>> BEGIN DATASET SECTION
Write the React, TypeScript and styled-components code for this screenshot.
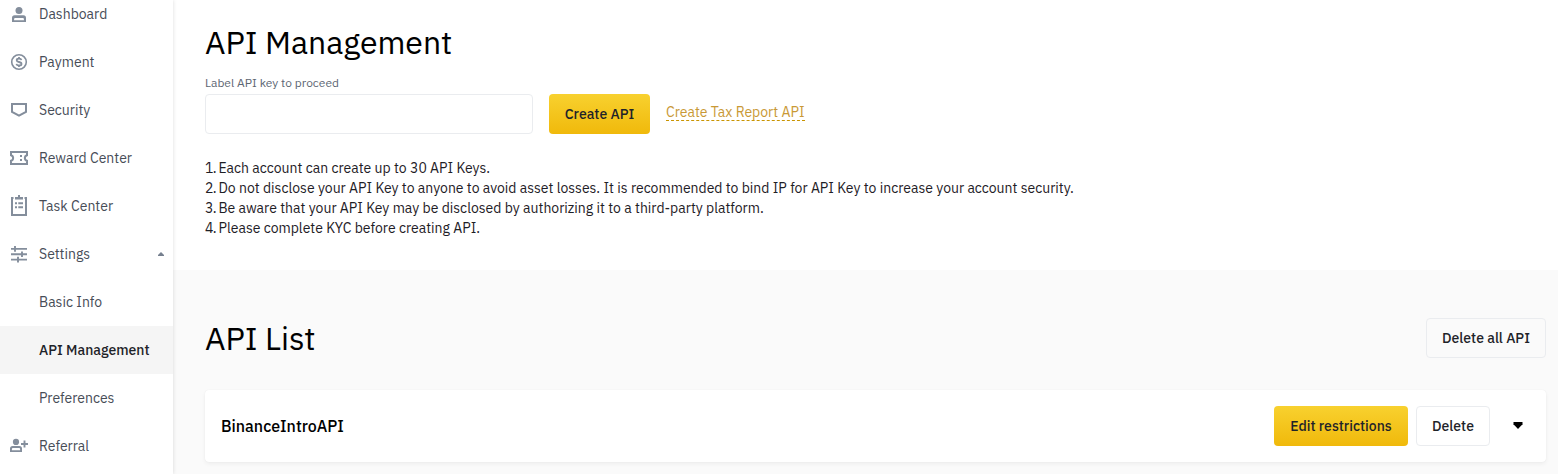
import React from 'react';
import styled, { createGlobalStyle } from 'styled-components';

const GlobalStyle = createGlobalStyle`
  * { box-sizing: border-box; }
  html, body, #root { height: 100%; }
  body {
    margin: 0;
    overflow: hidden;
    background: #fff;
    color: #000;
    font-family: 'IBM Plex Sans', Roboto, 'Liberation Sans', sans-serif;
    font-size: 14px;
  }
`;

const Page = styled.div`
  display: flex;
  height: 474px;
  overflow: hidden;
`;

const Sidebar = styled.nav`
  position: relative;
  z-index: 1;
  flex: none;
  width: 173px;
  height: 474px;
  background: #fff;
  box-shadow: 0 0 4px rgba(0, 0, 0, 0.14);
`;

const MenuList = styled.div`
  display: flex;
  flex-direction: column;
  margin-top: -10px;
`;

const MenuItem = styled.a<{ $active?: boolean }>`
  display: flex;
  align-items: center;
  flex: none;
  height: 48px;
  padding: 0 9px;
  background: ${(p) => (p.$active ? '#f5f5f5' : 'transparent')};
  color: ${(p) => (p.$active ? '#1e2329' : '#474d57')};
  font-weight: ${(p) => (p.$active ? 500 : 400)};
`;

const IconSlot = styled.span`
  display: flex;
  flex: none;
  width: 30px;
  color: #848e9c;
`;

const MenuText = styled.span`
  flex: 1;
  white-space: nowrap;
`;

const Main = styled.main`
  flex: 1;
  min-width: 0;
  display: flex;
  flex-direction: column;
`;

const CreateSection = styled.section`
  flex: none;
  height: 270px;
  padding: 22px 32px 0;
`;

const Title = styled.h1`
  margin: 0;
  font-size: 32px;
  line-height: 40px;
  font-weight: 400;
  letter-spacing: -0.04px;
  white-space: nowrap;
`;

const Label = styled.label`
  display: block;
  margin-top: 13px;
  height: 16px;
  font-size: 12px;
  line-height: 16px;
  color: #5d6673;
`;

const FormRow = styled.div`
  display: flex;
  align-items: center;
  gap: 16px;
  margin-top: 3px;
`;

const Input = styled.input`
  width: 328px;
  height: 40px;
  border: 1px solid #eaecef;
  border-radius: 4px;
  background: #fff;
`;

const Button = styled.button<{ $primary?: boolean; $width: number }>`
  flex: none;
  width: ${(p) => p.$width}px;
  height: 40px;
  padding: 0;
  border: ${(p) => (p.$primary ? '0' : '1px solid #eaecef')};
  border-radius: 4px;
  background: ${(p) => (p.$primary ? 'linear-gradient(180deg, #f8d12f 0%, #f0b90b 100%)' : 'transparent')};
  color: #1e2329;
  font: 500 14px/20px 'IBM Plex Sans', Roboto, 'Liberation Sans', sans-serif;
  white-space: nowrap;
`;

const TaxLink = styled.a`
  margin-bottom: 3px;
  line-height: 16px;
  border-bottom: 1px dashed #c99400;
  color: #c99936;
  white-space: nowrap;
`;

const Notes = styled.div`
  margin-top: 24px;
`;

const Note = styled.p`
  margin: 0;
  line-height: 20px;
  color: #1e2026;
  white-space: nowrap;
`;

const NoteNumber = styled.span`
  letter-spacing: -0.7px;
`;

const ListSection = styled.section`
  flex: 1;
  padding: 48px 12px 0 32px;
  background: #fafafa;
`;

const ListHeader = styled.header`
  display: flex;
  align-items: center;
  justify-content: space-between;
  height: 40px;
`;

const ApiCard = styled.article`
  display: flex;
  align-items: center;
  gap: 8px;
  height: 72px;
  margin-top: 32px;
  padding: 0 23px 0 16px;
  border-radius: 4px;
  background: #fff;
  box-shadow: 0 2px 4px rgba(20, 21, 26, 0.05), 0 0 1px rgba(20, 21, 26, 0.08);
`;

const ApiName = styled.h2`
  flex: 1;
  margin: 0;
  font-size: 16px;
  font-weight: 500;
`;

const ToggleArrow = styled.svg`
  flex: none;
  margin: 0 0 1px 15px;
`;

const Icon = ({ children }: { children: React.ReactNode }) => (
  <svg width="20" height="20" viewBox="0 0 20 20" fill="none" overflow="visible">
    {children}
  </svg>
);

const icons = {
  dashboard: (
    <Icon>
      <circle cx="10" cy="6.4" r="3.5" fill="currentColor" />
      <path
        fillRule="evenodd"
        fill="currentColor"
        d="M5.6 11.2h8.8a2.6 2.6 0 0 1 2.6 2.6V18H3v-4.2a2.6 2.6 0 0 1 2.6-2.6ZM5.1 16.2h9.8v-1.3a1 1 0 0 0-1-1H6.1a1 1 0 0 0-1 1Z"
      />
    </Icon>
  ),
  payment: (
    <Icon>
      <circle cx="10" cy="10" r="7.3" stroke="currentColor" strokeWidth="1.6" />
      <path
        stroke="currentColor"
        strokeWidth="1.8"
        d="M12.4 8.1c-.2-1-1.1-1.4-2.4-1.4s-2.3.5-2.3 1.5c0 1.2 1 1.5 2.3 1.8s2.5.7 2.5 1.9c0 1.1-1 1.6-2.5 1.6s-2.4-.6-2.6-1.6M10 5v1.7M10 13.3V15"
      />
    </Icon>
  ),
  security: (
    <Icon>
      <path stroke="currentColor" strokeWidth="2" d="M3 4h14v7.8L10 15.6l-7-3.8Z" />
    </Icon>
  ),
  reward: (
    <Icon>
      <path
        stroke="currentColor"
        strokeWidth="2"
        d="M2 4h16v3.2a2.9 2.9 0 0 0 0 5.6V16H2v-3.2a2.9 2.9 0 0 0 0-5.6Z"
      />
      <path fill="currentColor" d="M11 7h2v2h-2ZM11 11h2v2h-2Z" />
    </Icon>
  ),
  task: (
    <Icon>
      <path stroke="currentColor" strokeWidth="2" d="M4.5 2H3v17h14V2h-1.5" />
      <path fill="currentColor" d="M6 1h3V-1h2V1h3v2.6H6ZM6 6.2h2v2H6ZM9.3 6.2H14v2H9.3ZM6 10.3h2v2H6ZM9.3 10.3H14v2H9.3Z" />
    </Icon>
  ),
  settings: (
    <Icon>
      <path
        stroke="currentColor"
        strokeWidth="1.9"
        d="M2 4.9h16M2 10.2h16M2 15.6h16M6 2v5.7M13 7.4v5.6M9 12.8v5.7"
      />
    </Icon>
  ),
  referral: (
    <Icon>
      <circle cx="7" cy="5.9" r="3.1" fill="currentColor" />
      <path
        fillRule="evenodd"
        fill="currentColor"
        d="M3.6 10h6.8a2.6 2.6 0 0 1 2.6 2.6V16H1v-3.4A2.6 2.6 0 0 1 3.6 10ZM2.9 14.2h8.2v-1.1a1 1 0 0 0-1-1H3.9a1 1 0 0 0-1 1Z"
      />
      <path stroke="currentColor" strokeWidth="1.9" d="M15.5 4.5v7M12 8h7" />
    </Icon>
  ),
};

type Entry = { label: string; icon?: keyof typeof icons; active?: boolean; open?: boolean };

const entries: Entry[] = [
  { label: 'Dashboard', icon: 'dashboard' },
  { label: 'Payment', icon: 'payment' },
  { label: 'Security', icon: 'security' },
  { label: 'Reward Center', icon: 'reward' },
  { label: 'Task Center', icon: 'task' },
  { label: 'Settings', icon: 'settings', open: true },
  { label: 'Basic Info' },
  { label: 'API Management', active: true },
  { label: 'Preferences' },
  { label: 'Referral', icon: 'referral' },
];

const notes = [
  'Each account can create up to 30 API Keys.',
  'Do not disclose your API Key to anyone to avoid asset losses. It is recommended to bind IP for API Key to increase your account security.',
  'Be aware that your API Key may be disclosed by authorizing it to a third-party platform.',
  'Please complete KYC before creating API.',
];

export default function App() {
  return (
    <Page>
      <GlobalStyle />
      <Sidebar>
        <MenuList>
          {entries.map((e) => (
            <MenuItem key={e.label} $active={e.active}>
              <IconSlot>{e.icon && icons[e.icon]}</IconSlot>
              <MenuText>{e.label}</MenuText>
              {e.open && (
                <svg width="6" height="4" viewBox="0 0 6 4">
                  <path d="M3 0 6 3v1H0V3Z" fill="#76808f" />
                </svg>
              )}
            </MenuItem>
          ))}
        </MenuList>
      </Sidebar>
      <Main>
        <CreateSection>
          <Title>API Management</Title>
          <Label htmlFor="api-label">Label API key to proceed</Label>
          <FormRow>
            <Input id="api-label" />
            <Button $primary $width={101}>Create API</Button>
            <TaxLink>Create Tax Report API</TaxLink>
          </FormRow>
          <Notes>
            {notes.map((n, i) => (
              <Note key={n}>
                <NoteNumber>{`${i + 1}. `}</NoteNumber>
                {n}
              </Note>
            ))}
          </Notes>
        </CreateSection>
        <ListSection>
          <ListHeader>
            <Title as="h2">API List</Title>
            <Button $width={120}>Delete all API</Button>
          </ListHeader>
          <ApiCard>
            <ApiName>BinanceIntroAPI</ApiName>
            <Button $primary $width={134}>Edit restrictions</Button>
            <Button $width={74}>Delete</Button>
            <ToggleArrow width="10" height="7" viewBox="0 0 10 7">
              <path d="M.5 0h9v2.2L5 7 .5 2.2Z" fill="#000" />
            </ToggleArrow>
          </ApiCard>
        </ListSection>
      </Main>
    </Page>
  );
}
>> END DATASET SECTION
### EXERCISE DESCRIPTION
Search the data above for the string "React" and copy each line that has it.

### CORRECT RESPONSE
Write the React, TypeScript and styled-components code for this screenshot.
import React from 'react';
const Icon = ({ children }: { children: React.ReactNode }) => (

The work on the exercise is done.